Bristol-Myers Squibb may win U.S. approval as early as this week for the first drug shown to extend survival for patients with a deadly form of skin cancer.

Industry analysts say it is likely the medicine, ipilimumab, will win clearance by a Saturday deadline for patients who previously tried other melanoma treatments.

A Thomson Reuters consensus forecast of four analysts calls for ipilimumab sales to reach about $820 million in 2015.

In a company study of 676 patients, ipilimumab extended survival by an average of four months, a result seen as a major advance for a disease with limited treatment options and a string of drug failures. Patients who got the drug lived an average of 10 months, compared with just over six months if they got an experimental treatment called GP-100.

The Food and Drug Administration in November delayed a final decision on ipilimumab to further review data on the medicine.

The drug is forecast to become a major product for Bristol-Myers.

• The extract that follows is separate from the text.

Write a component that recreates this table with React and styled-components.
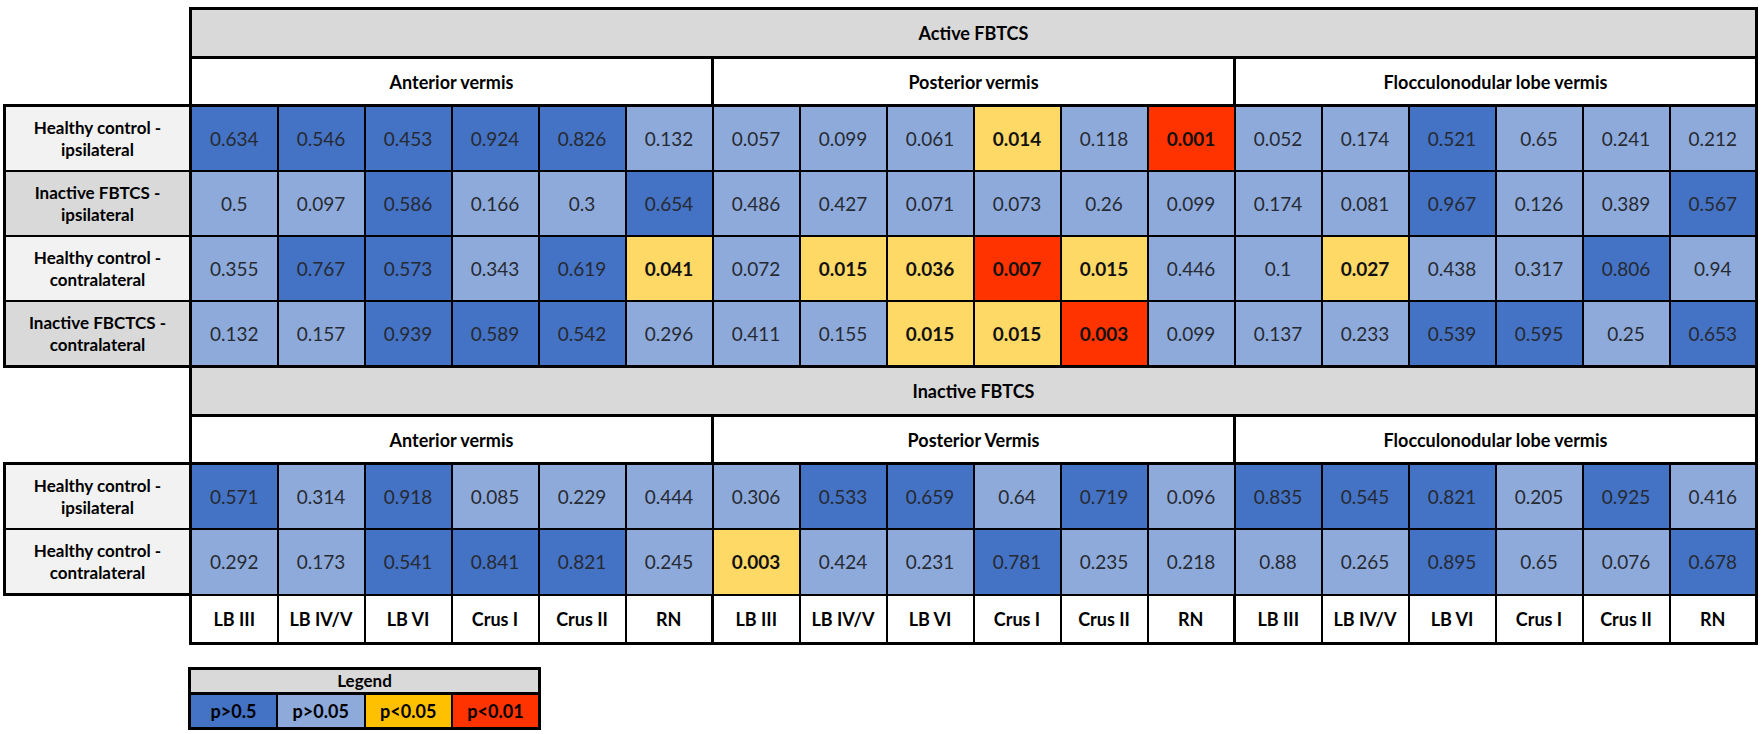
import React from "react";
import styled, { createGlobalStyle, css } from "styled-components";

const Global = createGlobalStyle`
  html, body { margin: 0; padding: 0; background: #ffffff; }
  body { font-family: Lato, "Open Sans", "Liberation Sans", sans-serif; color: #000; }
`;

const COLORS = {
  D: "#4472c4",
  L: "#8eaadb",
  Y: "#ffd966",
  R: "#ff3300",
};

const THICK = "3px solid #000";
const THIN = "2px solid #000";

const Page = styled.div`
  padding: 7px 0 0 3px;
  display: flex;
  flex-direction: column;
  align-items: flex-start;
`;

const Grid = styled.table`
  border-collapse: collapse;
  table-layout: fixed;
  width: 1755px;
  font-size: 18px;
`;

const LabelCol = styled.col`
  width: 186px;
`;

const Corner = styled.td`
  border: none;
  padding: 0;
  background: transparent;
`;

const SectionTitle = styled.th`
  background: #d9d9d9;
  border: ${THICK};
  height: 46px;
  padding: 0;
  font-weight: 700;
  text-align: center;
  vertical-align: middle;
`;

const GroupTitle = styled.th`
  background: #ffffff;
  border: ${THICK};
  height: 45px;
  padding: 0;
  font-weight: 700;
  text-align: center;
  vertical-align: middle;
`;

const RowLabel = styled.th`
  background: ${(p) => (p.$dark ? "#d9d9d9" : "#f2f2f2")};
  border: ${THIN};
  border-left: ${THICK};
  border-right: ${THICK};
  ${(p) => p.$first && css`border-top: ${THICK};`}
  ${(p) => p.$last && css`border-bottom: ${THICK};`}
  height: 63px;
  padding: 0 4px;
  font-size: 17px;
  font-weight: 700;
  line-height: 22px;
  text-align: center;
  vertical-align: middle;
`;

const Cell = styled.td`
  background: ${(p) => COLORS[p.$level]};
  border: ${THIN};
  ${(p) => p.$edge && css`border-right: ${THICK};`}
  padding: 0;
  font-size: 19px;
  text-align: center;
  vertical-align: middle;
  font-weight: ${(p) => (p.$level === "Y" || p.$level === "R" ? 700 : 400)};
  color: ${(p) => (p.$level === "Y" || p.$level === "R" ? "#111" : "#262a33")};
`;

const ColLabel = styled.th`
  background: #ffffff;
  border: ${THIN};
  border-bottom: ${THICK};
  ${(p) => p.$groupStart && css`border-left: ${THICK};`}
  ${(p) => p.$edge && css`border-right: ${THICK};`}
  height: 46px;
  padding: 0;
  font-weight: 700;
  text-align: center;
  vertical-align: middle;
`;

const Legend = styled.table`
  margin: 22px 0 0 185px;
  border-collapse: collapse;
  table-layout: fixed;
  width: 353px;
  font-size: 18px;
`;

const LegendTitle = styled.th`
  background: #d9d9d9;
  border: ${THICK};
  height: 22px;
  padding: 0;
  font-size: 17px;
  font-weight: 700;
  line-height: 1;
  text-align: center;
`;

const LegendSwatch = styled.td`
  background: ${(p) => p.$bg};
  border: ${THIN};
  border-bottom: ${THICK};
  ${(p) => p.$first && css`border-left: ${THICK};`}
  ${(p) => p.$edge && css`border-right: ${THICK};`}
  height: 32px;
  padding: 0;
  font-weight: 700;
  text-align: center;
  vertical-align: middle;
`;

const parse = (s) =>
  s.split(/\s+/).filter(Boolean).map((t) => {
    const [v, l] = t.split(":");
    return { v, l };
  });

const GROUPS_A = ["Anterior vermis", "Posterior vermis", "Flocculonodular lobe vermis"];
const GROUPS_B = ["Anterior vermis", "Posterior Vermis", "Flocculonodular lobe vermis"];

const SECTIONS = [
  {
    title: "Active FBTCS",
    groups: GROUPS_A,
    rows: [
      {
        label: ["Healthy control -", "ipsilateral"],
        dark: false,
        cells: parse(
          "0.634:D 0.546:D 0.453:D 0.924:D 0.826:D 0.132:L 0.057:L 0.099:L 0.061:L 0.014:Y 0.118:L 0.001:R 0.052:L 0.174:L 0.521:D 0.65:L 0.241:L 0.212:L"
        ),
      },
      {
        label: ["Inactive FBTCS -", "ipsilateral"],
        dark: true,
        cells: parse(
          "0.5:L 0.097:L 0.586:D 0.166:L 0.3:L 0.654:D 0.486:L 0.427:L 0.071:L 0.073:L 0.26:L 0.099:L 0.174:L 0.081:L 0.967:D 0.126:L 0.389:L 0.567:D"
        ),
      },
      {
        label: ["Healthy control -", "contralateral"],
        dark: false,
        cells: parse(
          "0.355:L 0.767:D 0.573:D 0.343:L 0.619:D 0.041:Y 0.072:L 0.015:Y 0.036:Y 0.007:R 0.015:Y 0.446:L 0.1:L 0.027:Y 0.438:L 0.317:L 0.806:D 0.94:L"
        ),
      },
      {
        label: ["Inactive FBCTCS -", "contralateral"],
        dark: true,
        cells: parse(
          "0.132:L 0.157:L 0.939:D 0.589:D 0.542:D 0.296:L 0.411:L 0.155:L 0.015:Y 0.015:Y 0.003:R 0.099:L 0.137:L 0.233:L 0.539:D 0.595:D 0.25:L 0.653:D"
        ),
      },
    ],
  },
  {
    title: "Inactive FBTCS",
    groups: GROUPS_B,
    rows: [
      {
        label: ["Healthy control -", "ipsilateral"],
        dark: false,
        cells: parse(
          "0.571:D 0.314:L 0.918:D 0.085:L 0.229:L 0.444:L 0.306:L 0.533:D 0.659:D 0.64:L 0.719:D 0.096:L 0.835:D 0.545:D 0.821:D 0.205:L 0.925:D 0.416:L"
        ),
      },
      {
        label: ["Healthy control -", "contralateral"],
        dark: false,
        cells: parse(
          "0.292:L 0.173:L 0.541:D 0.841:D 0.821:D 0.245:L 0.003:Y 0.424:L 0.231:L 0.781:D 0.235:L 0.218:L 0.88:L 0.265:L 0.895:D 0.65:L 0.076:L 0.678:D"
        ),
      },
    ],
  },
];

const REGIONS = ["LB III", "LB IV/V", "LB VI", "Crus I", "Crus II", "RN"];
const COL_LABELS = [...REGIONS, ...REGIONS, ...REGIONS];

const LEGEND = [
  { text: "p>0.5", bg: "#4472c4" },
  { text: "p>0.05", bg: "#8eaadb" },
  { text: "p<0.05", bg: "#ffc000" },
  { text: "p<0.01", bg: "#ff3300" },
];

function Section({ section }) {
  const n = section.rows.length;
  return (
    <>
      <tr>
        <Corner />
        <SectionTitle colSpan={18}>{section.title}</SectionTitle>
      </tr>
      <tr>
        <Corner />
        {section.groups.map((g, i) => (
          <GroupTitle key={i} colSpan={6}>
            {g}
          </GroupTitle>
        ))}
      </tr>
      {section.rows.map((row, ri) => (
        <tr key={ri}>
          <RowLabel $dark={row.dark} $first={ri === 0} $last={ri === n - 1}>
            {row.label[0]}
            <br />
            {row.label[1]}
          </RowLabel>
          {row.cells.map((c, ci) => (
            <Cell key={ci} $level={c.l} $edge={ci === 17}>
              {c.v}
            </Cell>
          ))}
        </tr>
      ))}
    </>
  );
}

export default function App() {
  return (
    <>
      <Global />
      <Page>
        <Grid>
          <colgroup>
            <LabelCol />
            {COL_LABELS.map((_, i) => (
              <col key={i} />
            ))}
          </colgroup>
          <tbody>
            {SECTIONS.map((s, i) => (
              <Section key={i} section={s} />
            ))}
            <tr>
              <Corner />
              {COL_LABELS.map((c, i) => (
                <ColLabel key={i} $groupStart={i % 6 === 0} $edge={i === 17}>
                  {c}
                </ColLabel>
              ))}
            </tr>
          </tbody>
        </Grid>
        <Legend>
          <tbody>
            <tr>
              <LegendTitle colSpan={4}>Legend</LegendTitle>
            </tr>
            <tr>
              {LEGEND.map((l, i) => (
                <LegendSwatch key={i} $bg={l.bg} $first={i === 0} $edge={i === 3}>
                  {l.text}
                </LegendSwatch>
              ))}
            </tr>
          </tbody>
        </Legend>
      </Page>
    </>
  );
}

Sanford Bernstein analyst Tim Anderson, in a research note, predicted global sales of $1.7 billion in 2015, or 10 percent of the company’s total sales and higher than the Thomson Reuters consensus.

Advanced melanoma is one of the deadliest cancers and can quickly spread from the skin to internal organs, such as the brain. Once melanoma spreads the average survival is typically six to nine months.

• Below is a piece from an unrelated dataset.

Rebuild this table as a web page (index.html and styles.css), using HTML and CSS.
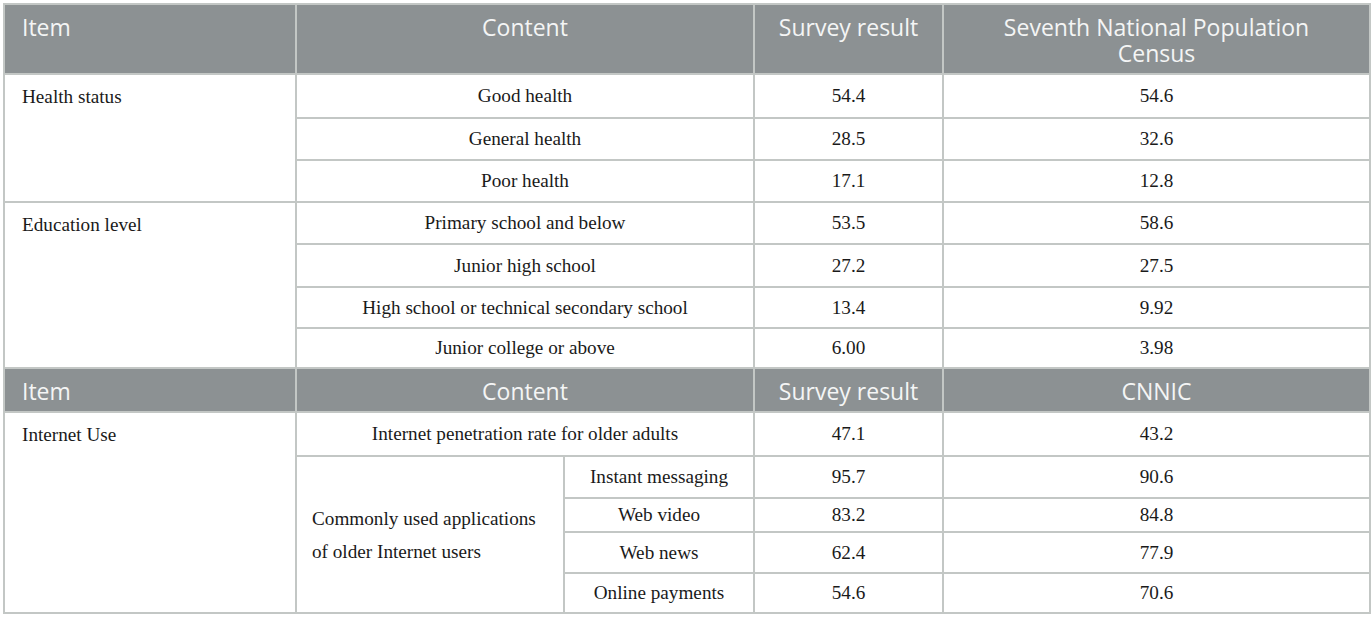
FILE: index.html
```html
<!DOCTYPE html>
<html lang="en">
<head>
<meta charset="utf-8">
<title>Survey comparison</title>
<link rel="stylesheet" href="styles.css">
</head>
<body>
<table class="data">
  <colgroup>
    <col class="c-item">
    <col class="c-b1">
    <col class="c-b2">
    <col class="c-survey">
    <col class="c-ref">
  </colgroup>
  <tbody>
    <tr class="head h1">
      <th class="left">Item</th>
      <th colspan="2">Content</th>
      <th>Survey result</th>
      <th>Seventh National Population<br>Census</th>
    </tr>
    <tr class="r44">
      <td class="left top" rowspan="3">Health status</td>
      <td colspan="2">Good health</td>
      <td>54.4</td>
      <td>54.6</td>
    </tr>
    <tr class="r42">
      <td colspan="2">General health</td>
      <td>28.5</td>
      <td>32.6</td>
    </tr>
    <tr class="r42">
      <td colspan="2">Poor health</td>
      <td>17.1</td>
      <td>12.8</td>
    </tr>
    <tr class="r42">
      <td class="left top" rowspan="4">Education level</td>
      <td colspan="2">Primary school and below</td>
      <td>53.5</td>
      <td>58.6</td>
    </tr>
    <tr class="r43">
      <td colspan="2">Junior high school</td>
      <td>27.2</td>
      <td>27.5</td>
    </tr>
    <tr class="r41">
      <td colspan="2">High school or technical secondary school</td>
      <td>13.4</td>
      <td>9.92</td>
    </tr>
    <tr class="r40">
      <td colspan="2">Junior college or above</td>
      <td>6.00</td>
      <td>3.98</td>
    </tr>
    <tr class="head h2">
      <th class="left">Item</th>
      <th colspan="2">Content</th>
      <th>Survey result</th>
      <th>CNNIC</th>
    </tr>
    <tr class="r44">
      <td class="left top" rowspan="5">Internet Use</td>
      <td colspan="2">Internet penetration rate for older adults</td>
      <td>47.1</td>
      <td>43.2</td>
    </tr>
    <tr class="r42">
      <td class="apps" rowspan="4">Commonly used applications<br>of older Internet users</td>
      <td>Instant messaging</td>
      <td>95.7</td>
      <td>90.6</td>
    </tr>
    <tr class="r34">
      <td>Web video</td>
      <td>83.2</td>
      <td>84.8</td>
    </tr>
    <tr class="r41">
      <td>Web news</td>
      <td>62.4</td>
      <td>77.9</td>
    </tr>
    <tr class="r40">
      <td>Online payments</td>
      <td>54.6</td>
      <td>70.6</td>
    </tr>
  </tbody>
</table>
</body>
</html>
```
FILE: styles.css
```css
html, body {
  margin: 0;
  padding: 0;
  background: #ffffff;
}

body {
  padding: 3px;
}

.data {
  width: 1366px;
  border-collapse: collapse;
  table-layout: fixed;
  border: 2px solid #c3c7c5;
  font-family: "Liberation Serif", "Times New Roman", serif;
  font-size: 19.2px;
  color: #1a1a1a;
}

.c-item { width: 292px; }
.c-b1 { width: 268px; }
.c-b2 { width: 190px; }
.c-survey { width: 189px; }
.c-ref { width: 427px; }

.data th,
.data td {
  border: 2px solid #c3c7c5;
  padding: 0;
  text-align: center;
  vertical-align: middle;
}

.head th {
  background: #8c9193;
  color: #f4f5f5;
  font-family: "Open Sans", "Liberation Sans", sans-serif;
  font-weight: 400;
  font-size: 23px;
  line-height: 26px;
  vertical-align: top;
  padding: 9px 6px 7px;
}

.head th.left {
  text-align: left;
  padding-left: 17px;
}

.h1 { height: 69px; }
.h2 { height: 43px; }

.r44 { height: 44px; }
.r43 { height: 43px; }
.r42 { height: 42px; }
.r41 { height: 41px; }
.r40 { height: 40px; }
.r34 { height: 34px; }

.data td.left {
  text-align: left;
  padding-left: 17px;
}

.data td.top {
  vertical-align: top;
  padding-top: 11px;
  line-height: 22px;
}

.data td.apps {
  text-align: left;
  padding-left: 15px;
  line-height: 33px;
}
```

Ipilimumab or “ipi” is an engineered version of a human protein that targets CTLA-4, a molecule that acts like a brake on the immune system. By gumming up the brake, the drug unleashes the immune system to seek and destroy tumors.

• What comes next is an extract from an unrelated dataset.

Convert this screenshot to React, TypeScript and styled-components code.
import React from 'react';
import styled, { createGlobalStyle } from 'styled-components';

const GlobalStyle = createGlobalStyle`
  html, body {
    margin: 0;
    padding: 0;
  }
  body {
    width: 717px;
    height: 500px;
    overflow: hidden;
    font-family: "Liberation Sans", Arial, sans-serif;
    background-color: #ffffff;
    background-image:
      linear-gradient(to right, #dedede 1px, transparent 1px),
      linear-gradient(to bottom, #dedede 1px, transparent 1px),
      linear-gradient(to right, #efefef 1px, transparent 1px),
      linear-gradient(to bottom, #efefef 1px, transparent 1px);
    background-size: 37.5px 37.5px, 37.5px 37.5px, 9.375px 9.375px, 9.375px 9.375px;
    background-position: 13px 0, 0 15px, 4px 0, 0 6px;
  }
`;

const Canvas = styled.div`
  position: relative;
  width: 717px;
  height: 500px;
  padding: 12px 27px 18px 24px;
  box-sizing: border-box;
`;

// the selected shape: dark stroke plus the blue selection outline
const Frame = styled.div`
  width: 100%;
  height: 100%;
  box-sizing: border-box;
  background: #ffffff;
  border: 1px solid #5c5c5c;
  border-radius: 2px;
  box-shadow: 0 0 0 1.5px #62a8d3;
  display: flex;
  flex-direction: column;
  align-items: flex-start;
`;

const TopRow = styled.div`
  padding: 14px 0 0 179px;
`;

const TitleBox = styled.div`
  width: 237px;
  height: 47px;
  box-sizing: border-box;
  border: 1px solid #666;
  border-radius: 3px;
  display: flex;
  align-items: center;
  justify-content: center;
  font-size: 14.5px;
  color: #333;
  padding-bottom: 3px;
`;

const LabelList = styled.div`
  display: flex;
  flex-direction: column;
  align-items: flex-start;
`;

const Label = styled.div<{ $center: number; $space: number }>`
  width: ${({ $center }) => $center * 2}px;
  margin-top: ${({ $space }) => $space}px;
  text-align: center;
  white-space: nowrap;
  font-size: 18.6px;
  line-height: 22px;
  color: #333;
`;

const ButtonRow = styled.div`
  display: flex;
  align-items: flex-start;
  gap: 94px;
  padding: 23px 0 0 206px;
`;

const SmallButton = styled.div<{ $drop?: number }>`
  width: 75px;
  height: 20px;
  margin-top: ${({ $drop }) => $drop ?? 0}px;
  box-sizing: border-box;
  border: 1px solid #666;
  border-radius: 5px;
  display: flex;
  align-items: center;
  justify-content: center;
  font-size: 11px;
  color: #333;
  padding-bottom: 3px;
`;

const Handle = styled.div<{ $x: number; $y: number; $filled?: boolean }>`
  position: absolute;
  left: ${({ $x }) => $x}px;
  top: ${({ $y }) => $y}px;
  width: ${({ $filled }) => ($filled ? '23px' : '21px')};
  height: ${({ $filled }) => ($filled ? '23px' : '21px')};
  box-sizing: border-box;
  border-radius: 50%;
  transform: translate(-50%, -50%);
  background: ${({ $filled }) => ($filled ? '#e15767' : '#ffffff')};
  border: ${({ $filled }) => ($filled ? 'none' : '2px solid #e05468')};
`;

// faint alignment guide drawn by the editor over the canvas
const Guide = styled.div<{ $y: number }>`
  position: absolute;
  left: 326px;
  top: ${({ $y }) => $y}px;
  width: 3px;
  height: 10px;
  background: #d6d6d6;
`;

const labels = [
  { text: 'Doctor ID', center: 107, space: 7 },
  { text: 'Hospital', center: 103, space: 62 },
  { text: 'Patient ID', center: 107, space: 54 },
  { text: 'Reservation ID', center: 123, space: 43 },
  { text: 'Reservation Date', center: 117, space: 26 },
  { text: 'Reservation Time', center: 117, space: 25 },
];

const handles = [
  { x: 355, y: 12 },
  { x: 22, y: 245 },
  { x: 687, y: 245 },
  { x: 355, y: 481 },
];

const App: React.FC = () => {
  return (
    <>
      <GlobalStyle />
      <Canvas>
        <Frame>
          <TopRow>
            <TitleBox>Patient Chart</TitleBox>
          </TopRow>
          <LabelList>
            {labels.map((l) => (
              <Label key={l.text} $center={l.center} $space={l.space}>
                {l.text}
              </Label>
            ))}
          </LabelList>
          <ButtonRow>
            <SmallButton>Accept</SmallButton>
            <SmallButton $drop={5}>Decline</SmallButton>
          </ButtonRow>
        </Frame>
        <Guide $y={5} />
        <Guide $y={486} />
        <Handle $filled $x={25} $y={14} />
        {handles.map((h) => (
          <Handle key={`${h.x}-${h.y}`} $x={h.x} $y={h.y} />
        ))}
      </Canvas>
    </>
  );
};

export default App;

The Bristol-Myers drug is given in a 90-minute infusion every three weeks for a total of four doses.

The treatment carries a risk for serious side effects. About 2 percent to 3 percent of patients on ipilimumab died from the treatment because of colon perforation or severe immune system complications.

The FDA will decide whether to clear ipilimumab for patients previously treated for melanoma. Bristol-Myers also announced this week the drug worked in advanced melanoma patients who had not yet tried other options.